Template based techniques for automatic segmentation of TTS unit database
Published on Mar 1, 2016 in ICASSP (International Conference on Acoustics, Speech, and Signal Processing)
· DOI :10.1109/ICASSP.2016.7472750
We address the problem of automatic segmentation of the unit database in unit-selection based TTS and propose template based forced alignment segmentation in the one-pass dynamic programming (DP) framework with several variants: i) multi-template representation derived by modified K-means (MKM) algorithm, ii) context-independent and context-dependent templates for reduced multi-template representation, iii) segmental K-means algorithm with MKM modeling of phone classes, as a template-based equivalent of the conventional embedded re-estimation procedure for HMM based modeling and segmentation, that is typical for deriving unit-databases for TTS (e.g. EHMM in Festival).
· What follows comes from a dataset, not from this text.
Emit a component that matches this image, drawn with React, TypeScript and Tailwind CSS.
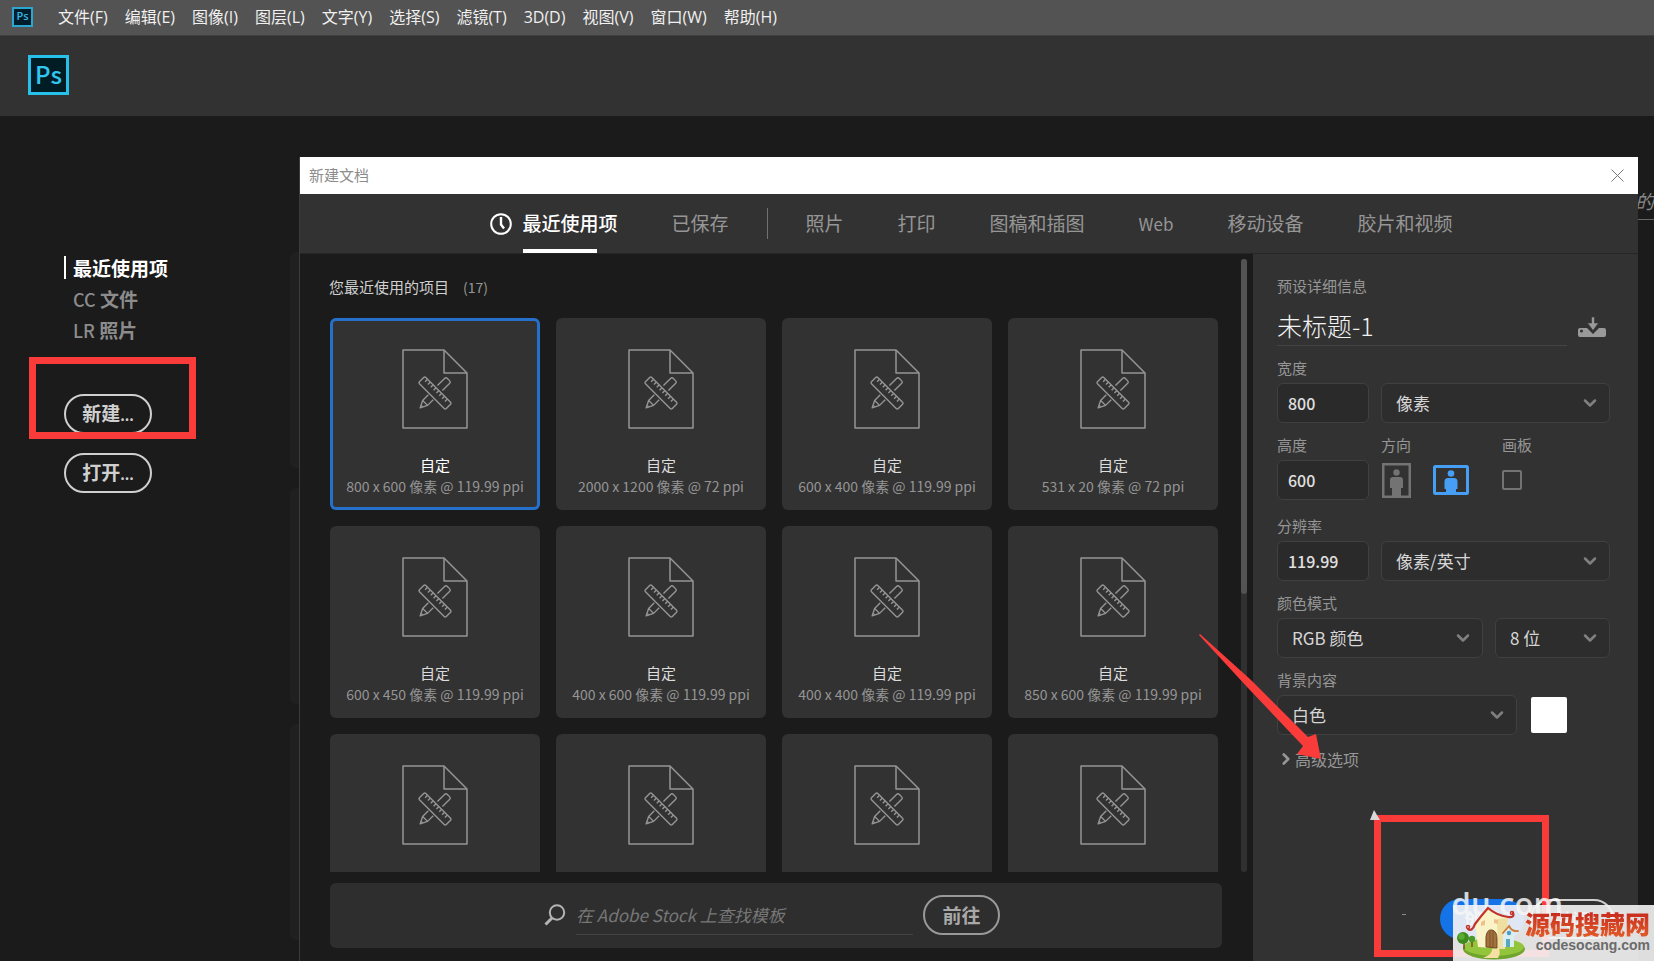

We first benchmark the performance of the proposed segmentation framework on TIMIT database for phonetic segmentation given the availability of phonetic labeling ground truth in TIMIT. We then apply the proposed template based segmentation algorithms for syllabic Indian language TTS, and benchmark the proposed segmentation using objective measures based on spectral distortions (SD) obtained on time-aligned speech utterances and compare it with other recent segmentation approaches, namely the group-delay (GD) based semiautomatic method, Hybrid method, EHMM, HMM and SKM-HMM and show that the proposed template based approaches offer comparable and better spectral distortions, validating their ability to provide accurate high-resolution segmentation of the unit-database.